The effect of reality (French: effet de réel) is a textual device identified by Roland Barthes the purpose of which was to establish literary texts as realistic. Barthes first suggested this concept in his 1968 essay "The Reality Effect," in which he argues that untheorized descriptive "residues" of the text produce effects of reality through their dissembling of the tripartite sign. In the absence of any signified, Barthes argues, the textual signifiers for "real" objects had for their actual signifieds only the concept of realism itself; further, Barthes suggested that the origins of this textual device came through the development of an "aesthetic finality of language" present in the use of the rhetorical device of ecphrasis in "Alexandrian neo-rhetoric of the second century" (The Reality Effect in Barthes 1989).

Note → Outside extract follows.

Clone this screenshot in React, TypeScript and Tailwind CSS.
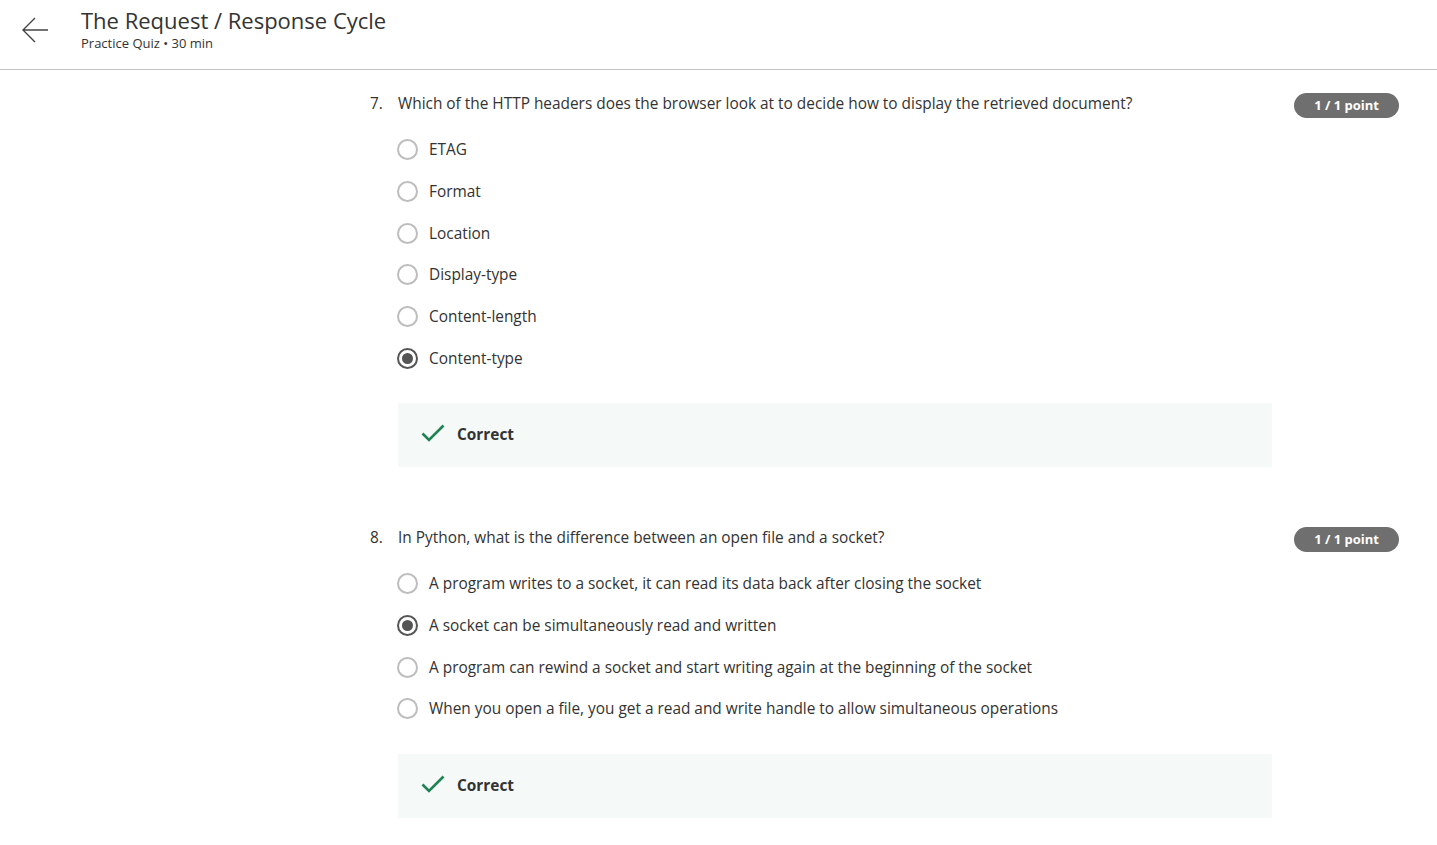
import React from 'react';

type Question = {
  num: number;
  text: string;
  options: string[];
  selected: number;
};

const questions: Question[] = [
  {
    num: 7,
    text: 'Which of the HTTP headers does the browser look at to decide how to display the retrieved document?',
    options: ['ETAG', 'Format', 'Location', 'Display-type', 'Content-length', 'Content-type'],
    selected: 5,
  },
  {
    num: 8,
    text: 'In Python, what is the difference between an open file and a socket?',
    options: [
      'A program writes to a socket, it can read its data back after closing the socket',
      'A socket can be simultaneously read and written',
      'A program can rewind a socket and start writing again at the beginning of the socket',
      'When you open a file, you get a read and write handle to allow simultaneous operations',
    ],
    selected: 1,
  },
];

const Radio: React.FC<{ checked: boolean }> = ({ checked }) =>
  checked ? (
    <span className="w-[21px] h-[21px] rounded-full border-2 border-[#555] flex items-center justify-center shrink-0">
      <span className="w-[11px] h-[11px] rounded-full bg-[#555]" />
    </span>
  ) : (
    <span className="w-[21px] h-[21px] rounded-full border-2 border-[#bdbdbd] shrink-0" />
  );

const QuestionBlock: React.FC<{ q: Question }> = ({ q }) => (
  <div className="flex flex-col">
    <div className="flex items-start">
      <span className="w-[28px] text-[15.4px] leading-[24px] text-[#333]">{q.num}.</span>
      <p className="flex-1 text-[15.4px] leading-[24px] text-[#333]">{q.text}</p>
      <span className="ml-4 mt-[1px] h-[25px] px-[20px] rounded-full bg-[#6f6f6f] text-white text-[13px] font-bold flex items-center">
        1 / 1 point
      </span>
    </div>
    <div className="mt-[11px] ml-[27px] flex flex-col">
      {q.options.map((opt, i) => (
        <label key={i} className="h-[41.67px] flex items-center gap-[11px]">
          <Radio checked={i === q.selected} />
          <span className="text-[15.4px] text-[#333]">{opt}</span>
        </label>
      ))}
    </div>
    <div className="mt-[24px] ml-[28px] w-[874px] h-[64px] bg-[#f5f9f8] flex items-center pl-[23px]">
      <svg width="24" height="20" viewBox="0 0 24 20" fill="none" className="mt-[-4px]">
        <polyline points="1.5,10.5 8,17 22.5,2.5" stroke="#1f8354" strokeWidth="2.6" fill="none" />
      </svg>
      <span className="ml-[12px] text-[15.4px] font-bold text-[#333]">Correct</span>
    </div>
  </div>
);

const App: React.FC = () => {
  return (
    <div className="min-h-screen bg-white font-['Open_Sans',sans-serif]">
      <header className="h-[70px] border-b border-[#c4c4c4] flex">
        <div className="w-[81px] flex items-start justify-center pt-[16px] pr-[12px]">
          <svg width="28" height="28" viewBox="0 0 28 28" fill="none">
            <path d="M27 14H2M14 2L2 14L14 26" stroke="#444" strokeWidth="1.4" />
          </svg>
        </div>
        <div className="flex flex-col pt-[5px]">
          <h1 className="text-[22px] leading-[30px] text-[#333]">The Request / Response Cycle</h1>
          <p className="text-[13px] leading-[16px] text-[#333]">Practice Quiz • 30 min</p>
        </div>
      </header>
      <main className="pl-[370px] pr-[38px] pt-[22px] flex flex-col gap-[59px]">
        {questions.map((q) => (
          <QuestionBlock key={q.num} q={q} />
        ))}
      </main>
    </div>
  );
};

export default App;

Barthes also showed that this effect of reality was a key problem of historical analysis and writing in that historical writing proclaimed an unproblematic realism that was in fact just this textual device in action (The Discourse of History in Barthes 1989). It was this aspect of the effect of reality that Ankersmit showed helped to explain both the evolution of historical enquiry and the problematic textual nature of history (Ankersmit 1989).
The concern with realism and the constructed nature of historical and literary facts that both Barthes and Ankersmit expressed is also to be found in the field of Discursive psychology; and Jonathan Potter has analysed similar problems and issues in his "Representing Reality" (Potter 1996).